3. Exercise of Option. The Option may be exercised by delivering to the Corporation at the office of the Corporate Secretary (i) a written notice, signed by the person entitled to exercise the Option, stating the designated number of shares such person then elects to purchase, (ii) payment in an amount equal to the full purchase price of the shares to be purchased, and (iii) in the event the Option is exercised by any person other than the Employee, evidence satisfactory to the Corporation that such person has the right to exercise the Option. Payment shall be made (a) in cash, (b) in previously acquired shares of Common Stock of the Corporation, or (c) in any combination of cash and such shares. Shares tendered in payment of the purchase price which have been acquired through an exercise of a stock option shall have been held at least six months prior to exercise of the Option and shall be valued at the Fair Market Value. Upon the exercise of the Option, the Corporation shall cause the shares in respect of which the Option shall have been so exercised to be issued and delivered by crediting such shares to a book-entry account for the benefit of the Employee or his or her designee maintained by the Corporation’s stock transfer agent or its designee. The Employee does not have any rights as a shareholder in respect of any shares as to which the Option shall not have been duly exercised and no rights as a shareholder shall exist prior to the proper exercise of such Option.
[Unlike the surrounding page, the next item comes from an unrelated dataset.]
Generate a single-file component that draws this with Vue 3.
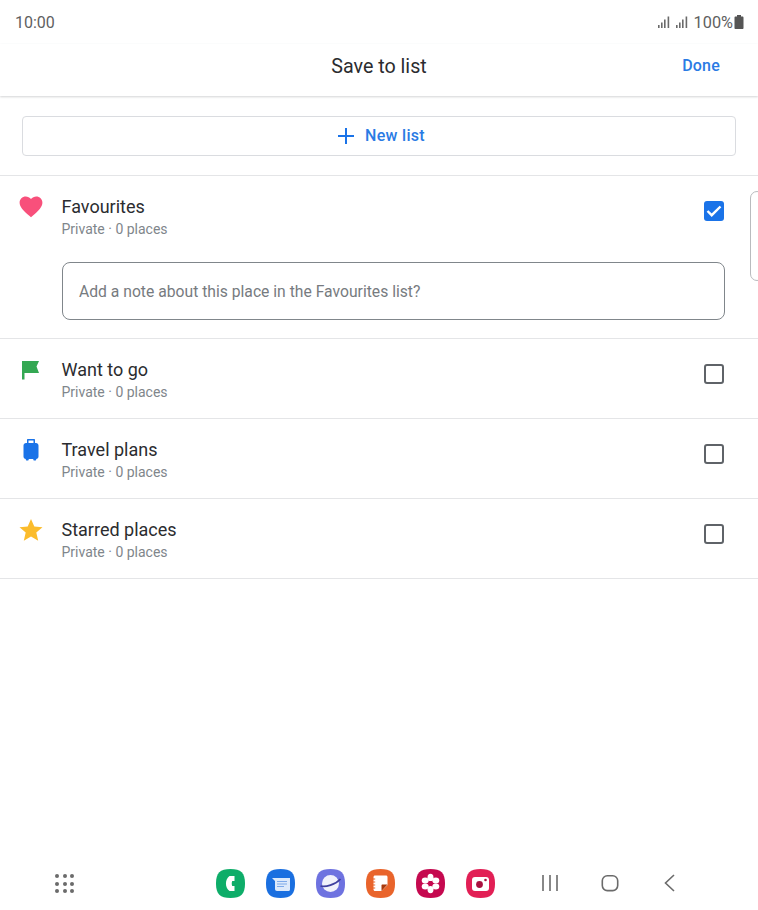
<script setup>
const lists = [
  { name: 'Favourites', icon: 'heart', checked: true },
  { name: 'Want to go', icon: 'flag', checked: false },
  { name: 'Travel plans', icon: 'bag', checked: false },
  { name: 'Starred places', icon: 'star', checked: false },
]
const squircle = 'M14.5 0C25 0 29 4 29 14.5S25 29 14.5 29 0 25 0 14.5 4 0 14.5 0Z'
const dots = [0, 1, 2, 3, 4, 5, 6, 7, 8]
</script>

<template>
  <div class="page">
    <div class="status">
      <span class="time">10:00</span>
      <span class="status-right">
        <svg class="signal" width="13" height="12" viewBox="0 0 13 12"><g fill="#6a6a6a"><rect x="0" y="9" width="1.6" height="3"/><rect x="3" y="6.5" width="1.6" height="5.5"/><rect x="6" y="3.5" width="1.6" height="8.5"/><rect x="9.6" y="0.5" width="1.6" height="11.5"/></g></svg>
        <svg class="signal" width="13" height="12" viewBox="0 0 13 12"><g fill="#6a6a6a"><rect x="0" y="9" width="1.6" height="3"/><rect x="3" y="6.5" width="1.6" height="5.5"/><rect x="6" y="3.5" width="1.6" height="8.5"/><rect x="9.6" y="0.5" width="1.6" height="11.5"/></g></svg>
        <span class="pct">100%</span>
        <svg class="battery" width="10" height="14" viewBox="0 0 10 14"><path fill="#555" d="M3 0h4v1.5h1.4c.7 0 1.1.5 1.1 1.1v10.3c0 .6-.4 1.1-1.1 1.1H1.6C.9 14 .5 13.5.5 12.9V2.6c0-.6.4-1.1 1.1-1.1H3Z"/></svg>
      </span>
    </div>

    <header class="header">
      <span class="title">Save to list</span>
      <span class="done">Done</span>
    </header>

    <section class="new-wrap">
      <button class="new-btn">
        <svg width="18" height="18" viewBox="0 0 18 18"><path d="M9 1v16M1 9h16" stroke="#1a73e8" stroke-width="2" fill="none"/></svg>
        <span>New list</span>
      </button>
    </section>

    <section v-for="l in lists" :key="l.name" class="item">
      <div class="row">
        <span class="icon">
          <svg v-if="l.icon === 'heart'" width="24" height="24" viewBox="0 0 24 24"><path fill="#f8507b" d="M12 22.3 10.3 20.8C4.4 15.4.6 12 .6 7.7.6 4.3 3.3 1.6 6.8 1.6c1.9 0 3.9.9 5.2 2.4 1.3-1.5 3.300-2.400 5.200-2.400 3.500 0 6.200 2.700 6.200 6.100 0 4.300-3.800 7.700-9.700 13.100Z"/></svg>
          <svg v-else-if="l.icon === 'flag'" width="24" height="24" viewBox="0 0 24 24"><path fill="#34a853" d="M3 3h17l-2.500 5.500L20 15H5.500v6.500H3Z"/></svg>
          <svg v-else-if="l.icon === 'bag'" width="24" height="24" viewBox="0 0 24 24"><path fill="#1a73e8" d="M9 1h6c.6 0 1 .4 1 1v3h1c1.400 0 2.500 1.100 2.500 2.500v11c0 1.300-1 2.400-2.300 2.500v.5c0 .6-.4 1-1 1h-.9c-.6 0-1-.4-1-1V21H9.700v.5c0 .6-.4 1-1 1h-.9c-.6 0-1-.4-1-1V21c-1.300-.1-2.300-1.200-2.300-2.500v-11C4.500 6.100 5.600 5 7 5h1V2c0-.6.400-1 1-1Zm.5 1.500V5h5V2.500Z"/></svg>
          <svg v-else width="24" height="24" viewBox="0 0 24 24"><path fill="#fbbc2c" d="m12 .9 3.300 7.600 8.200.7-6.200 5.400 1.900 8.100L12 18.500l-7.200 4.200 1.900-8.100L.5 9.200l8.200-.7Z"/></svg>
        </span>
        <div class="text">
          <div class="name">{{ l.name }}</div>
          <div class="meta">Private · 0 places</div>
        </div>
        <span v-if="l.checked" class="check on">
          <svg width="20" height="20" viewBox="0 0 20 20"><path d="m3.500 10 4.200 4.200 8.800-8.700" stroke="#fff" stroke-width="2.400" fill="none"/></svg>
        </span>
        <span v-else class="check"></span>
      </div>
      <div v-if="l.checked" class="note">Add a note about this place in the Favourites list?</div>
    </section>

    <span class="handle"></span>

    <footer class="dock">
      <span class="grid"><i v-for="d in dots" :key="d"></i></span>
      <div class="apps">
        <svg width="29" height="29" viewBox="0 0 29 29"><path fill="#0ead69" :d="squircle"/><path fill="#fff" d="M13.500 7h5v5h-2.300c-.6 1.500-.6 3.300 0 5h2.300v5h-5C8.800 18.500 8.800 10.500 13.500 7Z"/></svg>
        <svg width="29" height="29" viewBox="0 0 29 29"><path fill="#1a6fe0" :d="squircle"/><path fill="#dce9fb" d="M6 9h18v11.500c0 .8-.6 1.500-1.500 1.500H11c-1.200 0-2-.8-2-2V12Z"/><path stroke="#7da9ea" stroke-width="1.200" d="M11 12.500h10M11 15h10M11 17.500h7"/></svg>
        <svg width="29" height="29" viewBox="0 0 29 29"><path fill="#6e72e0" :d="squircle"/><circle cx="14.500" cy="14.500" r="8.500" fill="#f1f1fb"/><path fill="none" stroke="#3f3f9e" stroke-width="1.800" d="M4.500 17c5 1.500 15-1.500 20-7"/></svg>
        <svg width="29" height="29" viewBox="0 0 29 29"><path fill="#e9642b" :d="squircle"/><path fill="#fff" d="M9 6.500h11c.8 0 1.500.7 1.500 1.500v8l-6 6H9c-.8 0-1.500-.7-1.500-1.500V8c0-.8.700-1.500 1.500-1.500Z"/><path stroke="#e9642b" stroke-width="1.100" d="M6.800 10h2.400M6.800 13h2.400M6.800 16h2.400M6.800 19h2.400"/><path fill="#a8390d" d="M21.500 15.500h-5c-.6 0-1 .4-1 1v5.500Z"/></svg>
        <svg width="29" height="29" viewBox="0 0 29 29"><path fill="#c5094f" :d="squircle"/><g fill="#fff"><ellipse cx="14.500" cy="8.400" rx="3" ry="3.600"/><ellipse cx="14.500" cy="20.600" rx="3" ry="3.600"/><ellipse cx="9.200" cy="11.400" rx="3.500" ry="3"/><ellipse cx="19.800" cy="11.400" rx="3.500" ry="3"/><ellipse cx="9.200" cy="17.600" rx="3.500" ry="3"/><ellipse cx="19.800" cy="17.600" rx="3.500" ry="3"/></g><circle cx="14.500" cy="14.500" r="1.200" fill="#c5094f"/></svg>
        <svg width="29" height="29" viewBox="0 0 29 29"><path fill="#e21f55" :d="squircle"/><rect x="6" y="8" width="17" height="14" rx="3" fill="#fff"/><circle cx="13.500" cy="15.500" r="3.400" fill="#a9103f"/><circle cx="19.500" cy="11" r="1.300" fill="#a9103f"/></svg>
      </div>
      <div class="nav">
        <svg width="18" height="18" viewBox="0 0 18 18"><path d="M2 1v16M9 1v16M16 1v16" stroke="#6b6b6b" stroke-width="1.600" fill="none"/></svg>
        <svg width="18" height="18" viewBox="0 0 18 18"><rect x="1.300" y="1.800" width="15.400" height="14.800" rx="5" stroke="#6b6b6b" stroke-width="1.600" fill="none"/></svg>
        <svg width="18" height="18" viewBox="0 0 18 18"><path d="M13 1 4.500 9 13 17" stroke="#6b6b6b" stroke-width="1.600" fill="none"/></svg>
      </div>
    </footer>
  </div>
</template>

<style>
html, body { margin: 0; background: #fff; }
</style>

<style scoped>
.page {
  position: relative;
  width: 758px;
  height: 910px;
  overflow: hidden;
  display: flex;
  flex-direction: column;
  background: #fff;
  font-family: Roboto, "Liberation Sans", sans-serif;
  color: #202124;
}
.status {
  height: 44px;
  flex: none;
  display: flex;
  align-items: center;
  justify-content: space-between;
  padding: 0 14px 0 15px;
  color: #5f5f5f;
  font-size: 16px;
}
.status-right { display: flex; align-items: center; }
.signal { margin-right: 5px; }
.pct { font-size: 16.3px; margin-right: 1px; }
.header {
  position: relative;
  height: 52px;
  flex: none;
  display: flex;
  align-items: center;
  justify-content: center;
  box-sizing: border-box;
  padding-bottom: 7px;
  margin-bottom: 1px;
  box-shadow: 0 1px 2px rgba(60, 64, 67, 0.22);
}
.title { font-size: 19.7px; color: #2b2c2f; }
.done {
  position: absolute;
  right: 38px;
  top: 12px;
  font-size: 16px;
  font-weight: 500;
  color: #2a7be4;
  letter-spacing: 0.2px;
}
.new-wrap {
  flex: none;
  height: 79px;
  box-sizing: border-box;
  padding: 19px 22px 0;
  border-bottom: 1px solid #e4e5e7;
}
.new-btn {
  width: 100%;
  height: 40px;
  display: flex;
  align-items: center;
  justify-content: center;
  gap: 10px;
  padding: 0 0 1px 4px;
  border: 1px solid #dadce0;
  border-radius: 4px;
  background: #fff;
  color: #2a7be4;
  font: 500 16px Roboto, sans-serif;
  letter-spacing: 0.3px;
}
.item {
  flex: none;
  border-bottom: 1px solid #e4e5e7;
}
.row {
  height: 79px;
  box-sizing: border-box;
  display: flex;
  align-items: flex-start;
  padding: 19px 34px 0 19px;
}
.icon { width: 24px; height: 24px; flex: none; margin-right: 18.5px; }
.text { flex: 1; }
.name { font-size: 18px; line-height: 24px; color: #2b2c2f; }
.meta { font-size: 14px; line-height: 20px; color: #80868b; }
.check {
  width: 20px;
  height: 20px;
  box-sizing: border-box;
  margin-top: 6px;
  border: 2px solid #5f6368;
  border-radius: 3px;
  flex: none;
}
.check.on {
  border: 0;
  background: #1a73e8;
}
.check svg { display: block; }
.note {
  box-sizing: border-box;
  height: 58px;
  margin: 7px 33px 18px 62px;
  padding-left: 16px;
  display: flex;
  align-items: center;
  border: 1px solid #80868b;
  border-radius: 8px;
  font-size: 15.7px;
  color: #777b80;
}
.handle {
  position: absolute;
  left: 750px;
  top: 191px;
  width: 14px;
  height: 90px;
  box-sizing: border-box;
  border: 1px solid #b9bbbe;
  border-radius: 7px;
  background: #fff;
}
.dock {
  margin-top: auto;
  height: 41px;
  flex: none;
  display: flex;
  align-items: flex-start;
  padding-left: 55px;
  box-sizing: border-box;
}
.dock svg { display: block; }
.grid {
  width: 20px;
  height: 20px;
  display: grid;
  grid-template-columns: repeat(3, 4px);
  grid-auto-rows: 4px;
  gap: 3.5px;
  margin-top: 5px;
}
.grid i { background: #6b6b6b; border-radius: 50%; }
.apps {
  display: flex;
  gap: 21px;
  margin-left: 140.5px;
}
.nav {
  display: flex;
  gap: 42px;
  margin-left: 46px;
  margin-top: 5px;
}
</style>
4. Prohibition Against Transfer. The Option and rights granted by the Corporation under these Terms and Conditions and the Agreement are not transferable except to family members or trust by will or by the laws of descent and distribution, provided that the Option may not be so transferred to family members or trusts except as permitted by applicable law or regulations. Without limiting the generality of the foregoing, the Option may not be assigned, transferred except as aforesaid, pledged or hypothecated, shall not be assignable by operation of law, and shall not be subject to execution, attachment or similar process. Any attempted assignment, transfer, pledge, hypothecation or other disposition of the Option contrary to the provisions hereof, or the levy of any execution, attachment or similar process upon the Option, shall be null and void and without effect.
5. Employment by Parent, Subsidiary or Successor. For the purpose of these Terms and Conditions and the Agreement, employment by the Corporation, any Subsidiary of or a successor to the Corporation shall be considered employment by the Corporation.
6. Board Committee. The Board Committee shall have authority, subject to the express provisions of the Plan as in effect from time to time, to construe these Terms and Conditions and the Agreement and the Plan, to establish, amend and rescind rules and regulations relating to the Plan, and to make all other determinations in the judgment of the Board Committee necessary or desirable for the administration of the Plan. The Board Committee may correct any defect or supply any omission or reconcile any inconsistency in these Terms and Conditions and the Agreement in the manner and to the extent it shall deem expedient to carry the Plan into effect, and it shall be the sole and final judge of such expediency.
7. Incorporation of Plan Provisions. These Terms and Conditions and the Agreement are made pursuant to the Plan, the provisions of which are hereby incorporated by reference. Capitalized terms not otherwise defined herein have the meanings set forth in the Plan. In the event of a conflict between the terms of these Terms and Conditions and the Agreement and the Plan, the terms of the Plan shall govern.